ある調査によると、新生児の男女比は母親が富裕であるか否かによって偏りがあり、生活環境がよい母親ほど男児を産む割合が高いそうです。
こう聞くと「富裕層は産み分けをしているのではないか」などとうがった見方をするむきもありそうですが、これは貧困層が75%を占め経済的状況が妊婦の健康状態に如実に反映されるルワンダ共和国での調査結果のため、生物学的な根拠があると考えられているようです。
詳細は以下から。
Why richer mothers have more sons | Mail OnlineBiology Letters誌に掲載された仮説は、「経済状況・生活環境がよく健康な子どもが期待される場合は、母親が次の世代(孫の世代)まで遺伝子を残すには娘より息子を持つ方が有利だ」というもの。強く健康な男児はライバルとの競争に勝ち潜在的には数百人もの子どもを作る可能性を持っているためです。
逆に母親が病気や栄養失調の場合、息子を持つことは遺伝子を次の世代に伝えるには不利となります。弱く不健康な男児は子どもを持つ年齢まで生存することすら危ぶまれるうえ、将来的に競争に勝ち子孫を残す可能性が低いためです。この場合は厳しい競争に勝たずとも妊娠できる娘を持つことの方が進化論的には合理的とのこと。

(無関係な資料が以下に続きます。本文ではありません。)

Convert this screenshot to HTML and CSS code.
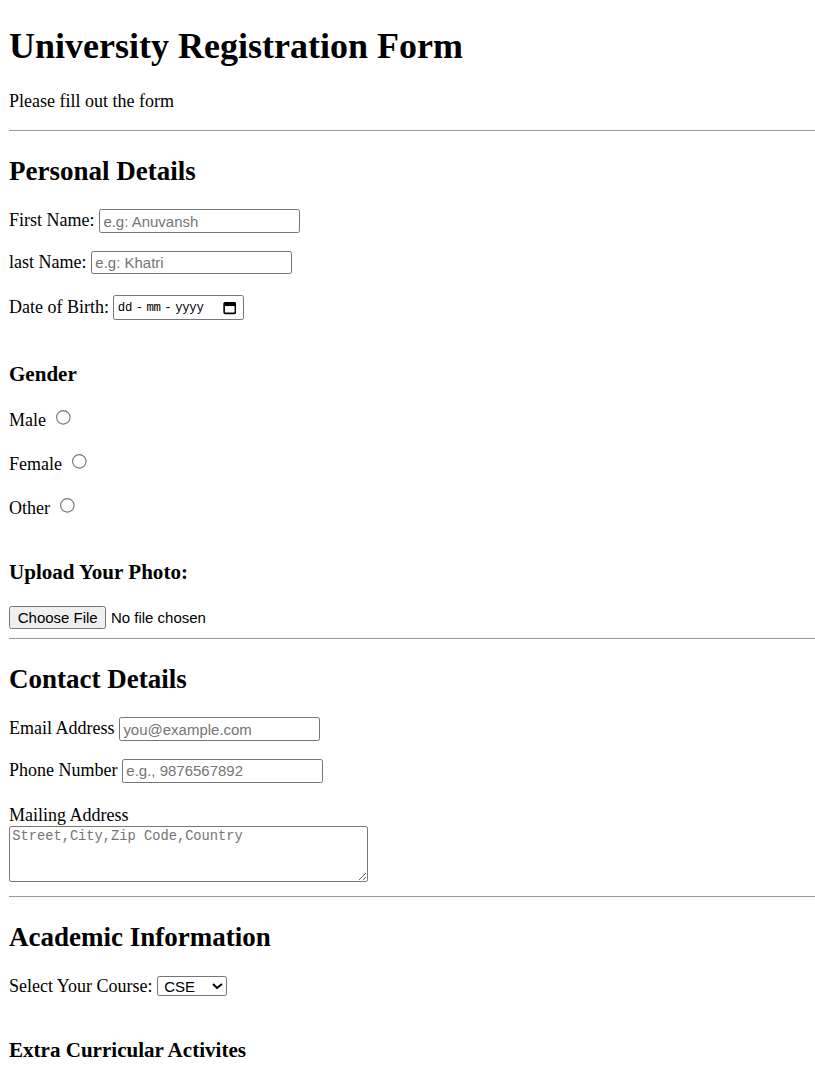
FILE: index.html
```html
<!DOCTYPE html>
<html>
<head>
<meta charset="utf-8">
<title>University Registration Form</title>
<link rel="stylesheet" href="styles.css">
</head>
<body>
<h1>University Registration Form</h1>
<p>Please fill out the form</p>
<hr>
<form>
<h2>Personal Details</h2>
<p><label>First Name: </label><input class="text" type="text" placeholder="e.g: Anuvansh"></p>
<p><label>last Name: </label><input class="text" type="text" placeholder="e.g: Khatri"></p>
<p class="dob"><label>Date of Birth: </label><span class="datebox"><input class="date" type="text" placeholder="dd - mm - yyyy"><svg class="cal" width="12" height="12" viewBox="0 0 12 12"><rect x="1" y="1.5" width="10" height="9.5" rx="1" fill="none" stroke="#000" stroke-width="1.4"/><rect x="1" y="1.5" width="10" height="3" fill="#000"/></svg></span></p>
<h3 class="spaced">Gender</h3>
<p class="radio"><label>Male </label><input type="radio" name="g"></p>
<p class="radio"><label>Female </label><input type="radio" name="g"></p>
<p class="radio"><label>Other </label><input type="radio" name="g"></p>
<h3 class="spaced upload">Upload Your Photo:</h3>
<input class="file" type="file">
<hr>
<h2>Contact Details</h2>
<p><label>Email Address </label><input class="text" type="email" placeholder="you@example.com"></p>
<p><label>Phone Number </label><input class="text" type="tel" placeholder="e.g., 9876567892"></p>
<p class="mail"><label>Mailing Address</label><textarea class="addr" placeholder="Street,City,Zip Code,Country"></textarea></p>
<hr>
<h2>Academic Information</h2>
<p><label>Select Your Course: </label><select class="course"><option>CSE</option><option>ECE</option><option>ME</option></select></p>
<h3 class="spaced">Extra Curricular Activites</h3>
</form>
</body>
</html>
```
FILE: styles.css
```css
html {
  zoom: 1.125;
}
body {
  margin: 8px 0 8px 8px;
  font-family: "Liberation Serif", "Times New Roman", serif;
  font-size: 16px;
  color: #000;
  background: #fff;
}
h1 {
  margin: 14.5px 0 21px;
}
h2 {
  margin: 22px 0 20px;
}
input, select, button, textarea {
  font-family: "Liberation Sans", Arial, sans-serif;
  font-size: 13.333px;
}
.text {
  width: 179px;
  height: 21px;
  box-sizing: border-box;
  border: 1px solid #767676;
  border-radius: 2px;
  padding: 1px 3px;
}
.text::placeholder { color: #757575; }
.dob {
  margin-top: 18.7px;
}
.datebox {
  display: inline-flex;
  align-items: center;
  width: 116px;
  height: 22px;
  box-sizing: border-box;
  border: 1px solid #767676;
  border-radius: 2px;
  padding: 0 6px 0 3px;
  background: #fff;
  vertical-align: 2px;
}
.date {
  flex: 1;
  min-width: 0;
  border: none;
  outline: none;
  padding: 0;
  font-family: "Liberation Mono", "DejaVu Sans Mono", monospace;
  font-size: 11px;
  letter-spacing: -0.3px;
  word-spacing: -3px;
}
.date::placeholder { color: #000; }
.cal { flex: none; }
.spaced {
  margin-top: 37px;
}
.upload {
  margin-top: 34px;
}
.radio {
  line-height: 23px;
  height: 23px;
}
.radio input {
  margin: 0 3px 0 5px;
  vertical-align: 1px;
}
.file {
  display: block;
}
.mail {
  margin-top: 19.5px;
  margin-bottom: 13px;
}
.addr {
  display: block;
  margin-top: 0;
  font-family: "Liberation Mono", "DejaVu Sans Mono", monospace;
  font-size: 12.2px;
  width: 319px;
  height: 50px;
  box-sizing: border-box;
  border: 1px solid #767676;
  border-radius: 2px;
  padding: 2px 2px;
  resize: both;
}
.addr::placeholder { color: #757575; }
.course {
  width: 62px;
  height: 18px;
  box-sizing: border-box;
  border: 1px solid #767676;
  border-radius: 2px;
  background: #fff;
  padding: 0 0 0 2px;
}
hr {
  border: none;
  border-top: 1px solid #9a9a9a;
  margin: 8px 0;
}
```
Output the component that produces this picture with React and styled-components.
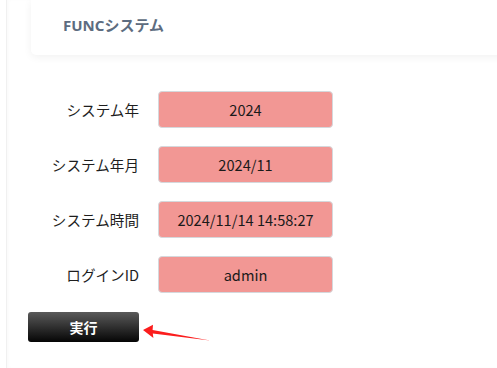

母親の経済状況・健康状態が出生時性比にどう影響するかを調査するため、オランダの研究者たちは2002年に編さんされたルワンダの子どもを持つ女性9万5000人以上のデータベースを用い、経済状況・健康状態の指標となる配偶者関係と産んだ男女の数を比較しました。
一夫多妻制のルワンダでは女性の間に厳しい序列があります。高位の妻たちは下位に位置する妻より権力や収入が大きく、一世帯に妻の数が多ければ多いほど、分け合う財産や食べ物は減っていきます。予期された通り、一夫多妻制の婚姻では下位の妻は上位の妻より娘を産む割合が高かった、と研究者たちは Biology Letters誌で報告しています。
最も違いが顕著な数値は、一夫一婦制の婚姻にある母親からは男子100人あたり女子99人が生まれるのに対し、一夫多妻制で3位かそれ以下の妻である母親からは男子100人あたり女子106人が生まれているとのこと。
女性は生まれてくる子どもの性別を選択することはできませんが、いくつかの研究では女の胎児のほうが男の胎児より強く、流産されにくいことが示唆されています。母親が病気やストレスで流産しやすい貧困状態にある場合、このことも男女比に影響しているのかもしれません。
人口の75%が貧困層で平均寿命が50歳しかないルワンダのような国では、経済状況が子どもの男女比に与える影響は先進国に比べ強いだろうとされています。